Legacy, and Lack Thereof

A day ago, a friend asked me, “what is your biggest fear?”

I can’t typically answer that. When it comes to existential questions that want quantitative answers – what’s my [insert comparative word here] [insert mental or emotional process or list here]? – I’m not your gal. I’m a navel gazer, sure, but kind of a stupid one, with a tragically short memory. If some revelation about my own inner workings happens to stick, it’s by miracle of luck and timing, or it’s because I’ve repeated the same behavior enough times that even I’m annoyed by it.

So the question yesterday brought me up short. What I’m afraid of changes by the day. Afraid of the stuff I can’t see, just outside of my peripheral vision. Afraid I missed out on life by being such a careful teenager, so easily swayed by other people’s worry. Afraid I’m wasting my life. Afraid of pain. Not, oddly, afraid of death. Afraid enough not to poke my fingers in a light socket, I guess, but the impending eventuality of my own death at some unknown hour doesn’t bug me. (Edit: Actually, it does. Just… it’s complicated.)

For the first time, though, when asked a question that required me to quantify something so unformed, an answer appeared. It’s not new. Remember what I said earlier, about me and remembering personal revelations. I’ve had the same thought a few times, floated in and then out again, trailing nebulous terror.

I’m afraid of disappearing. Of leaving nothing behind. Of dying without professionally publishing a word.

It’s a pretty human thing to be afraid of. We elevate and cherish the legacies of other people. We tape quotes to our cabinet doors; make purses out of our favorite book covers; read biographies of actors and politicians and writers dead before we were born.

I have no children, and I plan to have no children. I’ll be a broken line in the family tree – an offshoot line; a period instead of a comma. My progeny will have to be something else.

For a long time, I’ve been a background coach for other writers, while I struggle with my own novels. I write, but nothing fruitful. Nothing finished. I’m a writer, not the author of.

In high school, I was blessed to have an English teacher who encouraged me to write fiction. Every year I took her class, I participated in a regional short fiction contest. We sweated at it time and again, editing, proofing and polishing a submission. And every year? Second place. Second place. Second place.

That’s what I’m afraid of. That’s my biggest fear. Living and dying with nothing but a veritable dump heap of out-of-date posters, several terrabytes of PSD files on someone else’s server, a handful of second place high school fiction, and an empty space where a book should have been.

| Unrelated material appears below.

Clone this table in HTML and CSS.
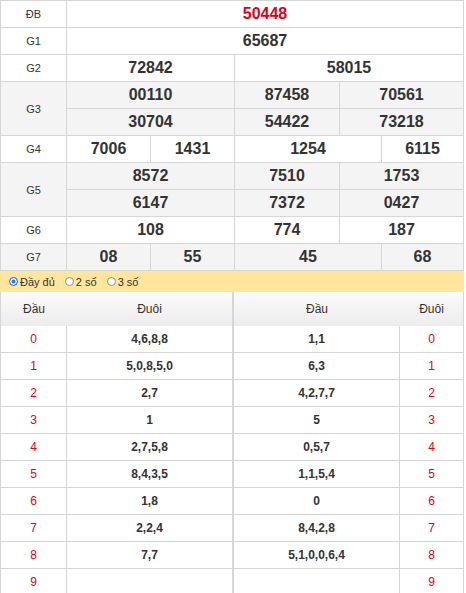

So having recognized that, I’m going to fill the void. Put a book on the shelf. It feels like I spent the last few years fighting. The internal critic, the internal editor, the internal coward, the eternal procrastinator. I’m exhausted and I’m out of patience with it all, but it feels like maybe the writer’s stepped up. The writer in me is tired of wrestling with them, ready instead to flip them the bird and move on.

Whatever it takes this year, I’m finishing a book.

One response to “Legacy, and Lack Thereof”

  1. I’ll be here to cheering you on whatever you need. And I’ve done the self publishing thing if you want to go that route.